COLLECTED DATA
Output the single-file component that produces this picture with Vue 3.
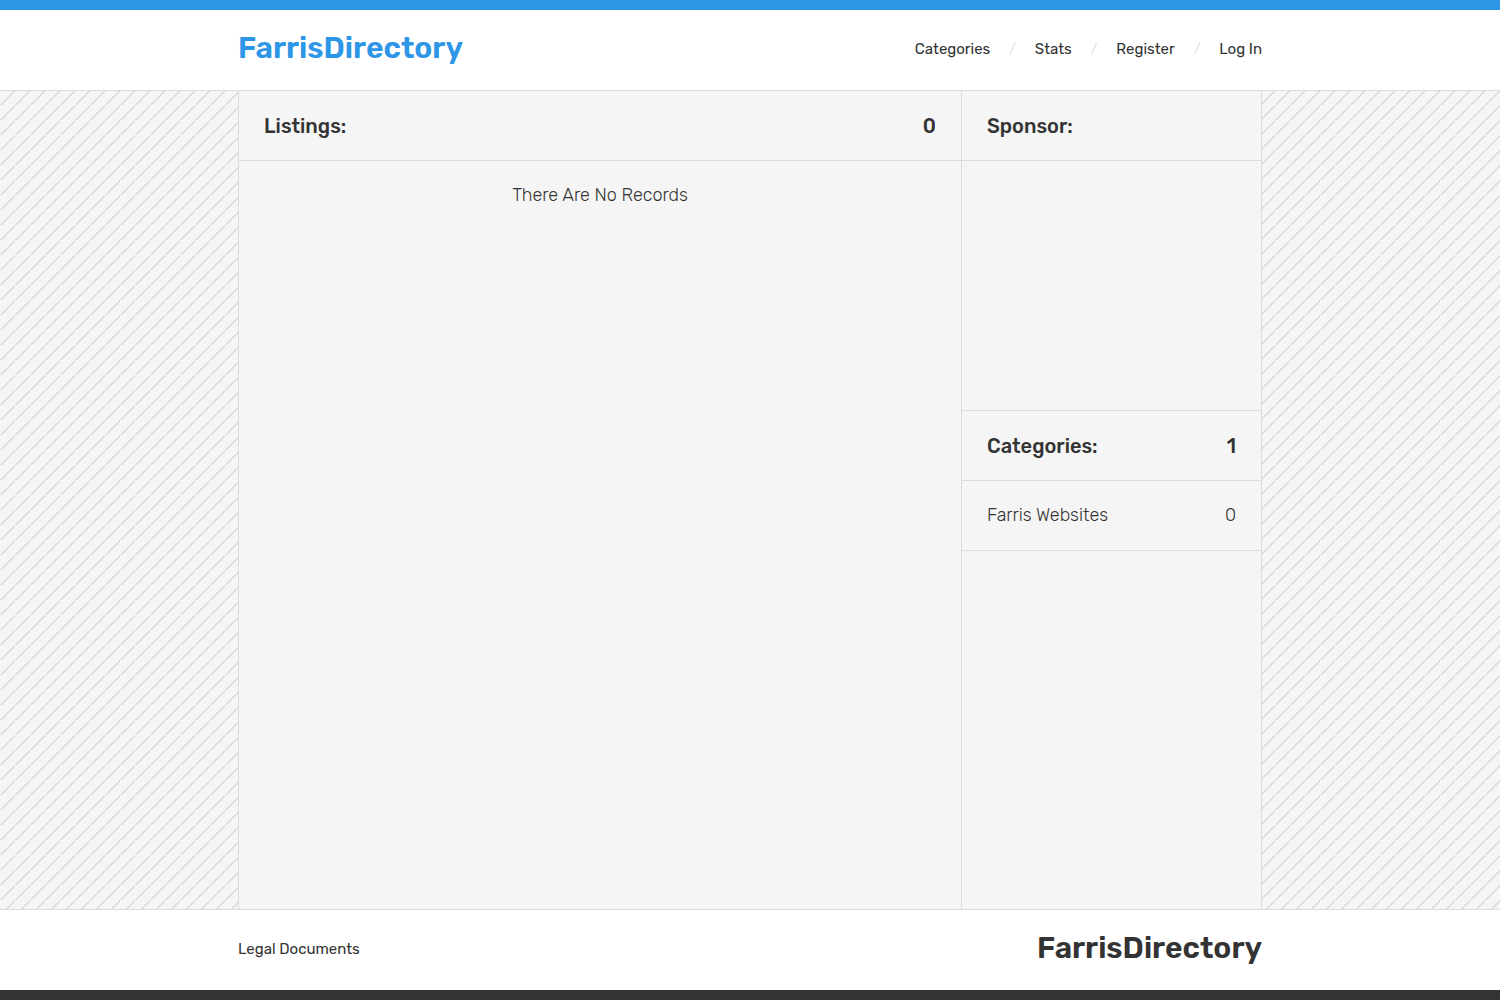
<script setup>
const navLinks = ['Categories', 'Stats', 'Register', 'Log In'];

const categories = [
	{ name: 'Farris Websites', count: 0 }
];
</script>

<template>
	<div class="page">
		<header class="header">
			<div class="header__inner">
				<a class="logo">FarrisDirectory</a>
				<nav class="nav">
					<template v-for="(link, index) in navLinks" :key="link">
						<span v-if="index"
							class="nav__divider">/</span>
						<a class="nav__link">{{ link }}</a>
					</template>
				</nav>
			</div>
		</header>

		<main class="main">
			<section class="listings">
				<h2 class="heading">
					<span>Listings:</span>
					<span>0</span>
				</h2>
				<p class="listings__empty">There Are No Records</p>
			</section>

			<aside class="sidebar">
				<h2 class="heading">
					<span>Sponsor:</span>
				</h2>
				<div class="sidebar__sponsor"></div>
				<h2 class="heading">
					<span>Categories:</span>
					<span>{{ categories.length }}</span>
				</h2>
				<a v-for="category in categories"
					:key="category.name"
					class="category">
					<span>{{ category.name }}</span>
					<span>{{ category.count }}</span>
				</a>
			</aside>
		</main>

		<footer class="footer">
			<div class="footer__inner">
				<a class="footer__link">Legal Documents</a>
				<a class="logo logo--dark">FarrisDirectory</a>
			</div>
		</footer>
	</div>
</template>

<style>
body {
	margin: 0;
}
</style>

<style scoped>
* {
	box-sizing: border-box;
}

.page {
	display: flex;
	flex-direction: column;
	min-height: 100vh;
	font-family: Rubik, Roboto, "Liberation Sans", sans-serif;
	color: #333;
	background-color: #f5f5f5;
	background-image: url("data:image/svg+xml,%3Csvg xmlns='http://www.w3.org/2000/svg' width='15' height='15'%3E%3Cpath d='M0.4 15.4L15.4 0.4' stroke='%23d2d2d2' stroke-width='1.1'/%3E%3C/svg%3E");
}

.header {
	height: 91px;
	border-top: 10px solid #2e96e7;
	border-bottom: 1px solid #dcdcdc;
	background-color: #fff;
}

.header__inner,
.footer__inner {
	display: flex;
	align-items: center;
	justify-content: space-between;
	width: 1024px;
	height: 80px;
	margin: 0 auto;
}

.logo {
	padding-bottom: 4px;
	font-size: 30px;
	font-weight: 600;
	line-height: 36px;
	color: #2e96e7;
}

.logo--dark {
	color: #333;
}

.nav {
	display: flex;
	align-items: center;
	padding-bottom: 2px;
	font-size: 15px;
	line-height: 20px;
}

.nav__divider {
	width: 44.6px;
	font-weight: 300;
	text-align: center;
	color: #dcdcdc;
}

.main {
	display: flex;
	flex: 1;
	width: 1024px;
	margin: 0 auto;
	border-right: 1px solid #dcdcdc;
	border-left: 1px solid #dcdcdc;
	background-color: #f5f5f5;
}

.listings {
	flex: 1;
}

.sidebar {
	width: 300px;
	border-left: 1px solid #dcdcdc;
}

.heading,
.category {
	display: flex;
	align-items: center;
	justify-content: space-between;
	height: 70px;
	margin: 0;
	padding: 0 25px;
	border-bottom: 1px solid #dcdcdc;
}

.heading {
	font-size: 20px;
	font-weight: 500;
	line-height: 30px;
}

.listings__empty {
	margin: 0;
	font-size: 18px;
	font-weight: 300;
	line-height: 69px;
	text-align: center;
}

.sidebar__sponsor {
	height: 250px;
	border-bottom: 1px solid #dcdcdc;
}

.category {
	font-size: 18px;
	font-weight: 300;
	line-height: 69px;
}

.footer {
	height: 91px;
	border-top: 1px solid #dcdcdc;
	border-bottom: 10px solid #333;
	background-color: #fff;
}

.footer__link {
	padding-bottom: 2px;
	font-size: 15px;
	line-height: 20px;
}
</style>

WHAT YOU HAVE TO DO
Return each line from the material above exactly, but not the pictures.

EXERCISE OUTPUT
Output the single-file component that produces this picture with Vue 3.
<script setup>
const navLinks = ['Categories', 'Stats', 'Register', 'Log In'];

const categories = [
	{ name: 'Farris Websites', count: 0 }
];
</script>

<template>
	<div class="page">
		<header class="header">
			<div class="header__inner">
				<a class="logo">FarrisDirectory</a>
				<nav class="nav">
					<template v-for="(link, index) in navLinks" :key="link">
						<span v-if="index"
							class="nav__divider">/</span>
						<a class="nav__link">{{ link }}</a>
					</template>
				</nav>
			</div>
		</header>

		<main class="main">
			<section class="listings">
				<h2 class="heading">
					<span>Listings:</span>
					<span>0</span>
				</h2>
				<p class="listings__empty">There Are No Records</p>
			</section>

			<aside class="sidebar">
				<h2 class="heading">
					<span>Sponsor:</span>
				</h2>
				<div class="sidebar__sponsor"></div>
				<h2 class="heading">
					<span>Categories:</span>
					<span>{{ categories.length }}</span>
				</h2>
				<a v-for="category in categories"
					:key="category.name"
					class="category">
					<span>{{ category.name }}</span>
					<span>{{ category.count }}</span>
				</a>
			</aside>
		</main>

		<footer class="footer">
			<div class="footer__inner">
				<a class="footer__link">Legal Documents</a>
				<a class="logo logo--dark">FarrisDirectory</a>
			</div>
		</footer>
	</div>
</template>

<style>
body {
	margin: 0;
}
</style>

<style scoped>
* {
	box-sizing: border-box;
}

.page {
	display: flex;
	flex-direction: column;
	min-height: 100vh;
	font-family: Rubik, Roboto, "Liberation Sans", sans-serif;
	color: #333;
	background-color: #f5f5f5;
	background-image: url("data:image/svg+xml,%3Csvg xmlns='http://www.w3.org/2000/svg' width='15' height='15'%3E%3Cpath d='M0.4 15.4L15.4 0.4' stroke='%23d2d2d2' stroke-width='1.1'/%3E%3C/svg%3E");
}

.header {
	height: 91px;
	border-top: 10px solid #2e96e7;
	border-bottom: 1px solid #dcdcdc;
	background-color: #fff;
}

.header__inner,
.footer__inner {
	display: flex;
	align-items: center;
	justify-content: space-between;
	width: 1024px;
	height: 80px;
	margin: 0 auto;
}

.logo {
	padding-bottom: 4px;
	font-size: 30px;
	font-weight: 600;
	line-height: 36px;
	color: #2e96e7;
}

.logo--dark {
	color: #333;
}

.nav {
	display: flex;
	align-items: center;
	padding-bottom: 2px;
	font-size: 15px;
	line-height: 20px;
}

.nav__divider {
	width: 44.6px;
	font-weight: 300;
	text-align: center;
	color: #dcdcdc;
}

.main {
	display: flex;
	flex: 1;
	width: 1024px;
	margin: 0 auto;
	border-right: 1px solid #dcdcdc;
	border-left: 1px solid #dcdcdc;
	background-color: #f5f5f5;
}

.listings {
	flex: 1;
}

.sidebar {
	width: 300px;
	border-left: 1px solid #dcdcdc;
}

.heading,
.category {
	display: flex;
	align-items: center;
	justify-content: space-between;
	height: 70px;
	margin: 0;
	padding: 0 25px;
	border-bottom: 1px solid #dcdcdc;
}

.heading {
	font-size: 20px;
	font-weight: 500;
	line-height: 30px;
}

.listings__empty {
	margin: 0;
	font-size: 18px;
	font-weight: 300;
	line-height: 69px;
	text-align: center;
}

.sidebar__sponsor {
	height: 250px;
	border-bottom: 1px solid #dcdcdc;
}

.category {
	font-size: 18px;
	font-weight: 300;
	line-height: 69px;
}

.footer {
	height: 91px;
	border-top: 1px solid #dcdcdc;
	border-bottom: 10px solid #333;
	background-color: #fff;
}

.footer__link {
	padding-bottom: 2px;
	font-size: 15px;
	line-height: 20px;
}
</style>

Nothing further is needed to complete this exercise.